--- Data excerpt ---
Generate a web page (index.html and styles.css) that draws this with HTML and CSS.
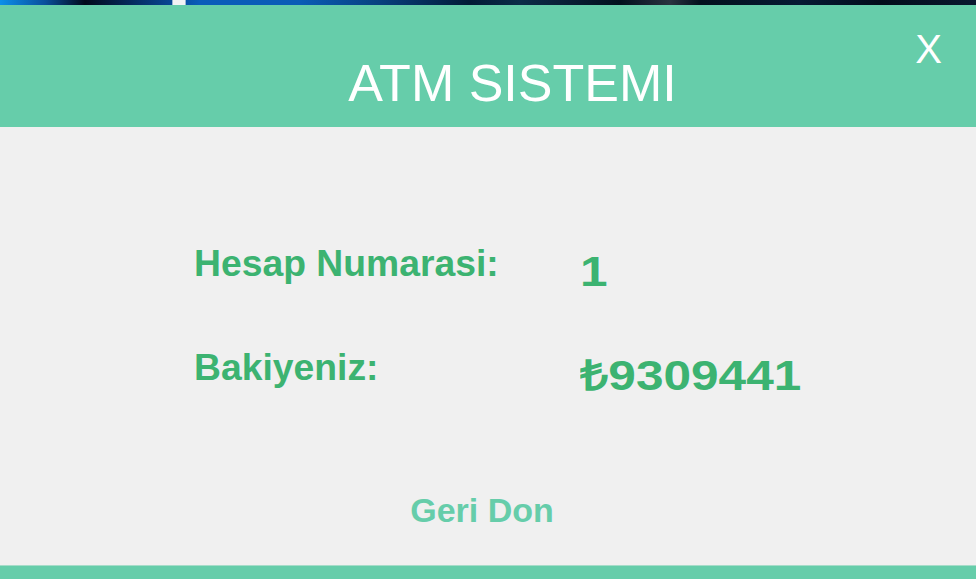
FILE: index.html
```html
<!DOCTYPE html>
<html lang="tr">
<head>
<meta charset="utf-8">
<title>ATM SISTEMI</title>
<link rel="stylesheet" href="styles.css">
</head>
<body>
<div class="desk"><span class="desk-tab"></span></div>
<header class="header">
  <h1 class="title">ATM SISTEMI</h1>
  <span class="close">X</span>
</header>
<main class="content">
  <div class="info">
    <div class="row">
      <span class="label">Hesap Numarasi:</span>
      <span class="value">1</span>
    </div>
    <div class="row">
      <span class="label">Bakiyeniz:</span>
      <span class="value">₺9309441</span>
    </div>
  </div>
  <div class="actions">
    <span class="back">Geri Don</span>
  </div>
</main>
<footer class="footer"></footer>
</body>
</html>
```

FILE: styles.css
```css
* { box-sizing: border-box; }
html, body {
  margin: 0;
  padding: 0;
  width: 976px;
  height: 579px;
  overflow: hidden;
  background: #f0f0f0;
  font-family: "Liberation Sans", Arial, sans-serif;
}
.desk {
  height: 5px;
  display: flex;
  background: linear-gradient(90deg, #0b90ea 0px, #0a4f9c 45px, #01091a 85px, #06306a 140px, #0a5cba 200px, #0a5cb6 300px, #08407e 380px, #021a36 470px, #0b2c48 520px, #0a2038 560px, #02101e 620px, #2a3240 670px, #03101e 700px, #061a34 800px, #020c1a 880px, #0a1830 976px);
}
.desk-tab {
  margin-left: 172px;
  width: 14px;
  height: 5px;
  background: #f2f2f4;
  border-left: 1px solid #9ab4d4;
  border-right: 1px solid #9ab4d4;
}
.header {
  position: relative;
  height: 122px;
  background: #66cdaa;
  padding-top: 52px;
  padding-left: 49px;
  text-align: center;
}
.title {
  margin: 0;
  font-size: 52px;
  line-height: 1;
  font-weight: normal;
  color: #ffffff;
}
.close {
  position: absolute;
  top: 24px;
  right: 34px;
  font-size: 40px;
  line-height: 1;
  color: #ffffff;
}
.content {
  height: 438px;
  display: flex;
  flex-direction: column;
  padding-top: 118px;
}
.info {
  display: flex;
  flex-direction: column;
  gap: 67px;
  padding-left: 194px;
}
.row {
  display: flex;
  align-items: flex-start;
  height: 37px;
}
.label {
  width: 386px;
  font-size: 37.3px;
  line-height: 1;
  font-weight: bold;
  color: #3cb371;
}
.value {
  display: inline-block;
  margin-top: 6px;
  font-size: 42px;
  line-height: 1;
  font-weight: bold;
  color: #3cb371;
  transform: scaleX(1.18);
  transform-origin: left top;
}
.actions {
  display: flex;
  justify-content: center;
  padding-top: 107px;
  padding-right: 12px;
}
.back {
  font-size: 34px;
  line-height: 1;
  font-weight: bold;
  color: #66cdaa;
}
.footer {
  height: 14px;
  background: #66cdaa;
  border-top: 1px solid #a6dcc9;
}
```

--- Stated goal ---
In your copy, leave out the pictures and reproduce the material above exactly.

--- Solution to the problem ---
Generate a web page (index.html and styles.css) that draws this with HTML and CSS.
FILE: index.html
```html
<!DOCTYPE html>
<html lang="tr">
<head>
<meta charset="utf-8">
<title>ATM SISTEMI</title>
<link rel="stylesheet" href="styles.css">
</head>
<body>
<div class="desk"><span class="desk-tab"></span></div>
<header class="header">
  <h1 class="title">ATM SISTEMI</h1>
  <span class="close">X</span>
</header>
<main class="content">
  <div class="info">
    <div class="row">
      <span class="label">Hesap Numarasi:</span>
      <span class="value">1</span>
    </div>
    <div class="row">
      <span class="label">Bakiyeniz:</span>
      <span class="value">₺9309441</span>
    </div>
  </div>
  <div class="actions">
    <span class="back">Geri Don</span>
  </div>
</main>
<footer class="footer"></footer>
</body>
</html>
```

FILE: styles.css
```css
* { box-sizing: border-box; }
html, body {
  margin: 0;
  padding: 0;
  width: 976px;
  height: 579px;
  overflow: hidden;
  background: #f0f0f0;
  font-family: "Liberation Sans", Arial, sans-serif;
}
.desk {
  height: 5px;
  display: flex;
  background: linear-gradient(90deg, #0b90ea 0px, #0a4f9c 45px, #01091a 85px, #06306a 140px, #0a5cba 200px, #0a5cb6 300px, #08407e 380px, #021a36 470px, #0b2c48 520px, #0a2038 560px, #02101e 620px, #2a3240 670px, #03101e 700px, #061a34 800px, #020c1a 880px, #0a1830 976px);
}
.desk-tab {
  margin-left: 172px;
  width: 14px;
  height: 5px;
  background: #f2f2f4;
  border-left: 1px solid #9ab4d4;
  border-right: 1px solid #9ab4d4;
}
.header {
  position: relative;
  height: 122px;
  background: #66cdaa;
  padding-top: 52px;
  padding-left: 49px;
  text-align: center;
}
.title {
  margin: 0;
  font-size: 52px;
  line-height: 1;
  font-weight: normal;
  color: #ffffff;
}
.close {
  position: absolute;
  top: 24px;
  right: 34px;
  font-size: 40px;
  line-height: 1;
  color: #ffffff;
}
.content {
  height: 438px;
  display: flex;
  flex-direction: column;
  padding-top: 118px;
}
.info {
  display: flex;
  flex-direction: column;
  gap: 67px;
  padding-left: 194px;
}
.row {
  display: flex;
  align-items: flex-start;
  height: 37px;
}
.label {
  width: 386px;
  font-size: 37.3px;
  line-height: 1;
  font-weight: bold;
  color: #3cb371;
}
.value {
  display: inline-block;
  margin-top: 6px;
  font-size: 42px;
  line-height: 1;
  font-weight: bold;
  color: #3cb371;
  transform: scaleX(1.18);
  transform-origin: left top;
}
.actions {
  display: flex;
  justify-content: center;
  padding-top: 107px;
  padding-right: 12px;
}
.back {
  font-size: 34px;
  line-height: 1;
  font-weight: bold;
  color: #66cdaa;
}
.footer {
  height: 14px;
  background: #66cdaa;
  border-top: 1px solid #a6dcc9;
}
```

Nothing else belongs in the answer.